Exercise aim
Copy out every line that contains "with".

Records provided
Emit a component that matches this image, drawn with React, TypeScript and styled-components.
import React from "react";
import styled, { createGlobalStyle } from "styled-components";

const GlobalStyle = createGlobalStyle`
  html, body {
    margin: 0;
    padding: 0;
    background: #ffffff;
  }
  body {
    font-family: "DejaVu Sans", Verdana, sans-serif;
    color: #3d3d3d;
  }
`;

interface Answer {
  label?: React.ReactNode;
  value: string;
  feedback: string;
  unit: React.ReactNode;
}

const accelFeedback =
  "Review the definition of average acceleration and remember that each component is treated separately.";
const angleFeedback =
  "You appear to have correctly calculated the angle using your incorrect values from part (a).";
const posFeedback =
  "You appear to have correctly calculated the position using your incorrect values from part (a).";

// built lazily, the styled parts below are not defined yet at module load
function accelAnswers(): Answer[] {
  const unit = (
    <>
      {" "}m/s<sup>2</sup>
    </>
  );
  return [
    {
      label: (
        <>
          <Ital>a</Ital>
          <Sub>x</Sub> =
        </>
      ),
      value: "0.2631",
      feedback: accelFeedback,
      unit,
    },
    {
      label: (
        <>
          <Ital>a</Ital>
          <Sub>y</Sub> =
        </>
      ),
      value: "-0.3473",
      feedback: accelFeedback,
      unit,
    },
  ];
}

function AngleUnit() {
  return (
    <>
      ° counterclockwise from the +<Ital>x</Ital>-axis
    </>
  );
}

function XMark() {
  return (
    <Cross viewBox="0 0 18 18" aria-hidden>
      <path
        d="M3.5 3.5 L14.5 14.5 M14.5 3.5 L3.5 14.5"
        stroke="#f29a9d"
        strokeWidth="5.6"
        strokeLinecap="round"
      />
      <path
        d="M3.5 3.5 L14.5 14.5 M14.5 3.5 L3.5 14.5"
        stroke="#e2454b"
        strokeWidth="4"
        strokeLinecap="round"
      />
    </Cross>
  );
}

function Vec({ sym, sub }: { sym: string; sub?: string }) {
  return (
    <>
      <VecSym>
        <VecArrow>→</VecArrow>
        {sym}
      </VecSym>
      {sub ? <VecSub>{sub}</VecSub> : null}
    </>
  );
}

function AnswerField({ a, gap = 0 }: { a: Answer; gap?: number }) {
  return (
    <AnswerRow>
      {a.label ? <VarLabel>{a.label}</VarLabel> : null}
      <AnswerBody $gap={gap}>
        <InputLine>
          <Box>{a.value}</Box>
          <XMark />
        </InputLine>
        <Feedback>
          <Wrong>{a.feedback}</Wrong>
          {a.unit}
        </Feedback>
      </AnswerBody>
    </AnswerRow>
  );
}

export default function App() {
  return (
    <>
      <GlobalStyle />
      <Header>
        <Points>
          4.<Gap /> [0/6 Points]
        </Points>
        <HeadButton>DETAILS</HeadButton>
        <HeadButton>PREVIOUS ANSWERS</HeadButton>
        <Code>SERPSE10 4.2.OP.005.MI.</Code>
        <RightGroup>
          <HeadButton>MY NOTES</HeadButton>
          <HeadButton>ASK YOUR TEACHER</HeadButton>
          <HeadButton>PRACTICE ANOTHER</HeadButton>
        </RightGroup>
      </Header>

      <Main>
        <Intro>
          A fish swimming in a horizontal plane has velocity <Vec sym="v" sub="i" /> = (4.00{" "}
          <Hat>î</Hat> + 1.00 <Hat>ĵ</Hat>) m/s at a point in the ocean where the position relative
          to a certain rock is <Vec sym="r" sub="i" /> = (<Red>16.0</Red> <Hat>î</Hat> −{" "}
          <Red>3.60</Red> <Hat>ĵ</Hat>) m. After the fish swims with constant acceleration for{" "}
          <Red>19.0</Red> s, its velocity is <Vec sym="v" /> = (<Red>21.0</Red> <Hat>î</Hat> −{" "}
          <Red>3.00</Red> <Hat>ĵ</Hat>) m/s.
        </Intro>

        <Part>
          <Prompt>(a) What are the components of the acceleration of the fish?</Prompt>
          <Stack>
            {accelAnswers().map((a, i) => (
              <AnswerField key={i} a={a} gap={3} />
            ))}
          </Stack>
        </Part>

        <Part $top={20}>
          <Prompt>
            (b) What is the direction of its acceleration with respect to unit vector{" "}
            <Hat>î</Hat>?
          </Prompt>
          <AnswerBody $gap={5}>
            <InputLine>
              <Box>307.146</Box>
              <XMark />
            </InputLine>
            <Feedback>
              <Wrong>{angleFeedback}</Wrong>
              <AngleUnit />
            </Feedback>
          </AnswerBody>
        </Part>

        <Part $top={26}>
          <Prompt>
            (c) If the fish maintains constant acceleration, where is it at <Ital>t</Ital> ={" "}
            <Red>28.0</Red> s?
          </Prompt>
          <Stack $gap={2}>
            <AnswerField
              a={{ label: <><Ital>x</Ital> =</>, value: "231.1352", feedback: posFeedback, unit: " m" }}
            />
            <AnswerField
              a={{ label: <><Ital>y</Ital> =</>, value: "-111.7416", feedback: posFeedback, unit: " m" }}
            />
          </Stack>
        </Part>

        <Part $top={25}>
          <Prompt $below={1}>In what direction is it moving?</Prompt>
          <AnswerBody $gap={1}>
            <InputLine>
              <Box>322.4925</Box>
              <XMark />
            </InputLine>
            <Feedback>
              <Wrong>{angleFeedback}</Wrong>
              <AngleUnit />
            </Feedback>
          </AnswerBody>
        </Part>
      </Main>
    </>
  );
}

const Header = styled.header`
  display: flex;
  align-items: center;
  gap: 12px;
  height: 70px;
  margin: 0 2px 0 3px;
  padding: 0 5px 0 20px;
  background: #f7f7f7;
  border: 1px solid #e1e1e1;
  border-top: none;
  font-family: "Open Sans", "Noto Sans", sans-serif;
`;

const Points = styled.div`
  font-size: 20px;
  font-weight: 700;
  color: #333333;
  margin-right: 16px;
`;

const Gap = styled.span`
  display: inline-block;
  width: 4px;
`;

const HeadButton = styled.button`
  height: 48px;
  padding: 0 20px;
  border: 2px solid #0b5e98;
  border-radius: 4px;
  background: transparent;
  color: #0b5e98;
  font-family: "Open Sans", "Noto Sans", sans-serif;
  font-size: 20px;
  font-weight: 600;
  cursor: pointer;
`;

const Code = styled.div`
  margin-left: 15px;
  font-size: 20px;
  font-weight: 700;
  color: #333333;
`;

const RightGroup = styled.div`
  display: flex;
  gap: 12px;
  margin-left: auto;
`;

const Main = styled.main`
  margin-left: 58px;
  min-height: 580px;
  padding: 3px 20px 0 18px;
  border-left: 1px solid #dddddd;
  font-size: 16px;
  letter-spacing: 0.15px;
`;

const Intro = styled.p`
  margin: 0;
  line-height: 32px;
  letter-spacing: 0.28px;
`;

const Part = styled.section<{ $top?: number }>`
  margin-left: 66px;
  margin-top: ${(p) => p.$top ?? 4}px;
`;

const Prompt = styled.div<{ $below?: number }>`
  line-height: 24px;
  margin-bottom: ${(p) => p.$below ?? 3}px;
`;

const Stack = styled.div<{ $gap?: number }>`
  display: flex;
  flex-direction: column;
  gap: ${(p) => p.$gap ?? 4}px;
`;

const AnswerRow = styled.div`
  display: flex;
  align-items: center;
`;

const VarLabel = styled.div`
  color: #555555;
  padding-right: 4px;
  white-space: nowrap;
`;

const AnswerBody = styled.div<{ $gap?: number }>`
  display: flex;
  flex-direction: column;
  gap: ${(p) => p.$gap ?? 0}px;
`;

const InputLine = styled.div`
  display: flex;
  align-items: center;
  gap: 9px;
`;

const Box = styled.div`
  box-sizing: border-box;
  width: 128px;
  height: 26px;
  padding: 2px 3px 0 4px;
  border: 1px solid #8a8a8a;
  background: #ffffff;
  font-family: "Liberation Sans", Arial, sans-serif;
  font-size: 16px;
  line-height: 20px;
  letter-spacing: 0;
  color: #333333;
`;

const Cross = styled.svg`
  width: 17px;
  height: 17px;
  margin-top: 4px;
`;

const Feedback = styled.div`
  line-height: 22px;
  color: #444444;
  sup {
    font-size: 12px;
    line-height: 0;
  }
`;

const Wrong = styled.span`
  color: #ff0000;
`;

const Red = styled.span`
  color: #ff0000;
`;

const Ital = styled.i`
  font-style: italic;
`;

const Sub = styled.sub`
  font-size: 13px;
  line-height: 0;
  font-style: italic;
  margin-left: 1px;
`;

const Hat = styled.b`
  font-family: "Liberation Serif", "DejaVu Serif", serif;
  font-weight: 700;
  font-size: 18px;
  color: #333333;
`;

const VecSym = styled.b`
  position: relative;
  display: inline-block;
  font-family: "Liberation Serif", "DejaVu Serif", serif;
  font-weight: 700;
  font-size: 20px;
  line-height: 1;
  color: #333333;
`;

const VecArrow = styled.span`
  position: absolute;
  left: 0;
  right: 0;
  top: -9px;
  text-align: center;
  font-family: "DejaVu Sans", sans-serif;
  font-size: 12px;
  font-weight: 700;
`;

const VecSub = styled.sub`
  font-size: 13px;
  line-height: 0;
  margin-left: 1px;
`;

* * *

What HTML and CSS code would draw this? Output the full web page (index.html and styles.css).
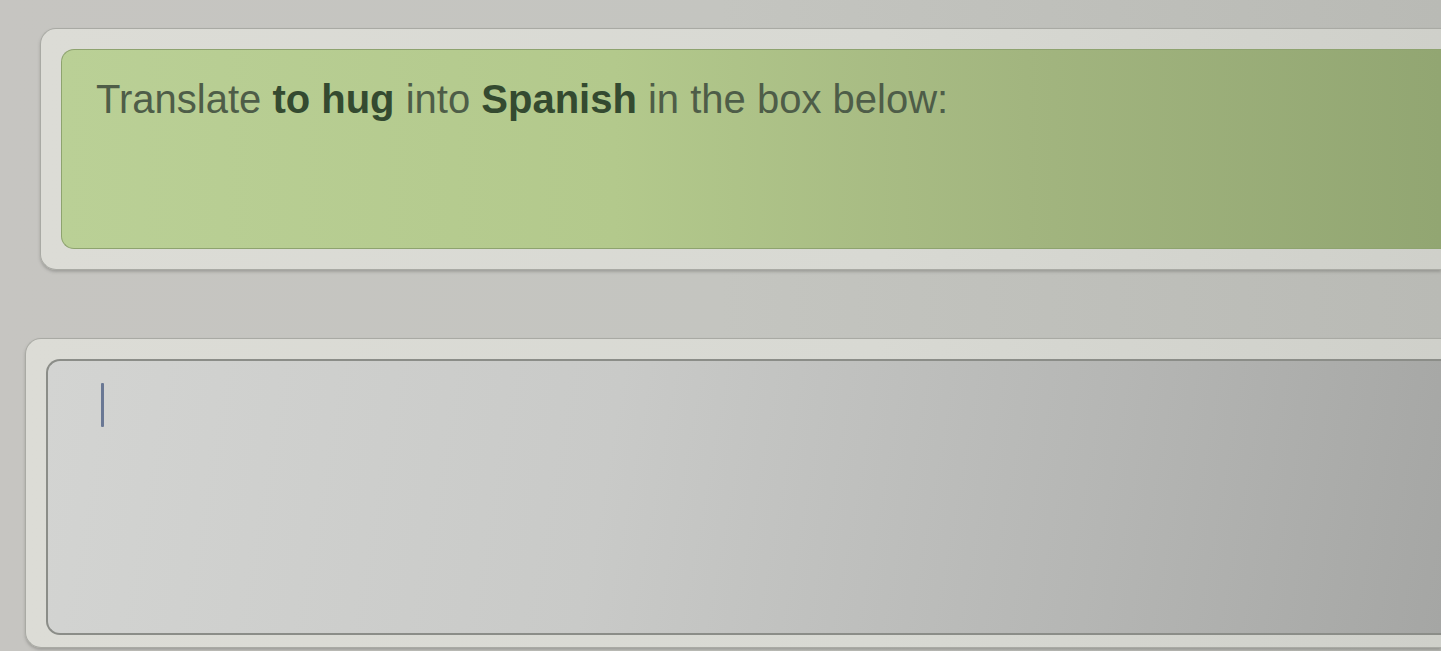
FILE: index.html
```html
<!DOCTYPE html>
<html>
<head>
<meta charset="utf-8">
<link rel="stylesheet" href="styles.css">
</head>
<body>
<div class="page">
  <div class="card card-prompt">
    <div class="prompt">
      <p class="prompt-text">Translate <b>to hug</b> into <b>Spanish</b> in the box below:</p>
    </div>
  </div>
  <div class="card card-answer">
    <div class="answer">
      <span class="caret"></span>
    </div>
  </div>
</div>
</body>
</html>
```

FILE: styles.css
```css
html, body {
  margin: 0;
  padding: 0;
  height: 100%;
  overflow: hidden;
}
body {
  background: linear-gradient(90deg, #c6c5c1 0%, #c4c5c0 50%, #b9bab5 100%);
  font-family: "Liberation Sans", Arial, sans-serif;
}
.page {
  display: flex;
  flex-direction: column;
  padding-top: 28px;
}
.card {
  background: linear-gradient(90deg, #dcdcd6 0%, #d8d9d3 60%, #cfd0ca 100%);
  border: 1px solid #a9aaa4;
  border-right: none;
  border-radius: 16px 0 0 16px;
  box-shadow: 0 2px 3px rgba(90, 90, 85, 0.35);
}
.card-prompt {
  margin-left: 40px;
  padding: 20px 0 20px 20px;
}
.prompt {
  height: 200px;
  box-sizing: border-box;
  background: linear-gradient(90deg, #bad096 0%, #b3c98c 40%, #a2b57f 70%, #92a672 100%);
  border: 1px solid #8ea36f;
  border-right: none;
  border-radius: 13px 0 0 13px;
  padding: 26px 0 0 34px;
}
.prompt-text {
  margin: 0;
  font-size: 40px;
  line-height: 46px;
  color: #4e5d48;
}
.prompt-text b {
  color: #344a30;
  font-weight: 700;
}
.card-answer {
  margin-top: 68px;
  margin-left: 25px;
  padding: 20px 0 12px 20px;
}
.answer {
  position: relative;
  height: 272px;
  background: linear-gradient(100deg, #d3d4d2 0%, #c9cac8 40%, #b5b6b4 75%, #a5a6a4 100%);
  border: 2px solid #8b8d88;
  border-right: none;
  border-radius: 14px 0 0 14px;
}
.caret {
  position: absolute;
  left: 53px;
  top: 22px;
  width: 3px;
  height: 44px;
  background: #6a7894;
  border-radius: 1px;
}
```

Complete output
Emit a component that matches this image, drawn with React, TypeScript and styled-components.
          <Red>3.60</Red> <Hat>ĵ</Hat>) m. After the fish swims with constant acceleration for{" "}
            (b) What is the direction of its acceleration with respect to unit vector{" "}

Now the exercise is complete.